Lo que dejan claro los autores es que la "traición" está al servicio del "buen funcionamiento" social y no del mantenimiento de los que luchan por el poder. No es mero oportunismo. Está al servicio de una causa superior, la superación de conflictos que lleven a rupturas del orden principal.
Las sociedades democráticas son una amalgama de ideas, deseos e intereses, contrapuestos y contradictorios, en ocasiones. Oscilamos entre discursos pragmáticos y radicales que nos mueven y nos conmueven. Es fácil conseguir los votos con discursos emocionales y propuestas demagógicas, prometer sin límite. No es nada fácil, en cambio, llevarlas a cabo.


Me ponderaba una amiga egipcia, sumergida en el pesimismo de muchos de sus compatriotas, la gran suerte que tuvimos los españoles al poder votar una Constitución consensuada, fruto del acuerdo "traidor" de la mayor parte y no la que ellos han visto aprobada mínimamente hace unos días, imposición de un grupo sobre otros, a los que excluyó. La conversión de la religión en ideología transforma la "traición" en "pecado" y, por tanto, en intransigencia, condenando al fracaso la convivencia. El islamismo carece, orgullosamente, de las posibilidades de "traición" o, si se prefiere, eleva la "traición" a una práctica oportunista y astuta de consecución del poder para luego caer en la intransigencia absoluta y absolutista. Usa la traición como un método para conseguir el poder, para después investirse de los principios de la radicalidad y la intransigencia. El resultado lo tenemos cada día en los medios de comunicación: un país al borde del caos provocado por la intransigencia. ¿Su coartada?: que no buscan el poder sino hace reinar el poder de Dios. Pobre, pero suficiente.

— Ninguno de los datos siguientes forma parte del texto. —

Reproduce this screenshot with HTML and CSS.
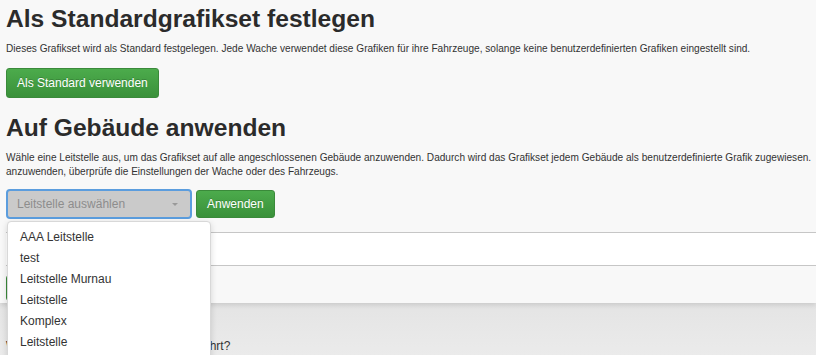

Un discurso previo blando es cambiado por uno de gobierno duro, que transforma la seducción en dictadura. En los espacios democráticos ocurre lo contrario: las propuestas radicales se transforman en traiciones en favor de la convivencia entre todos. El primero se impone; el segundo se adapta traicionando.
El caso egipcio es un buen ejemplo, desgraciadamente, de cómo la radicalización no es el camino de la convivencia. La vuelta a los discursos radicales en la política española debería replantearse por el bien de todos. Especialmente porque una parte importante de la ciudadanía considera que no es "traición" merecedora de elogio, como señalan Jeambar y Roucaute, sino oportunismo al que les ha llevado el descrédito generalizado por su desastrosa gestión del país en todas las instancias. Se percibe demasiada "frivolidad" en demasiados discursos, fáciles de hacer, sin pensar en sus consecuencias para todos. No es casual que en el momento de mayor descrédito de la clase política, ésta lance las más sonoras propuestas y cuestione su propio camino y origen: la constitución española y la transición y consenso que la produjo.


No sé si la teoría de la "necesidad de la traición" es cierta, pero la del "sentido común" lo es siempre. Cuanto mayor sea la radicalidad de las propuestas, su resolución solo se producirá mediante una "gran traición" o mediante un "gran conflicto". 

* Denis Jeambar e Yves Roucaute (1999):  Elogio de la traición. Sobre el arte de gobernar por medio de la negación. Gedisa, Barcelona.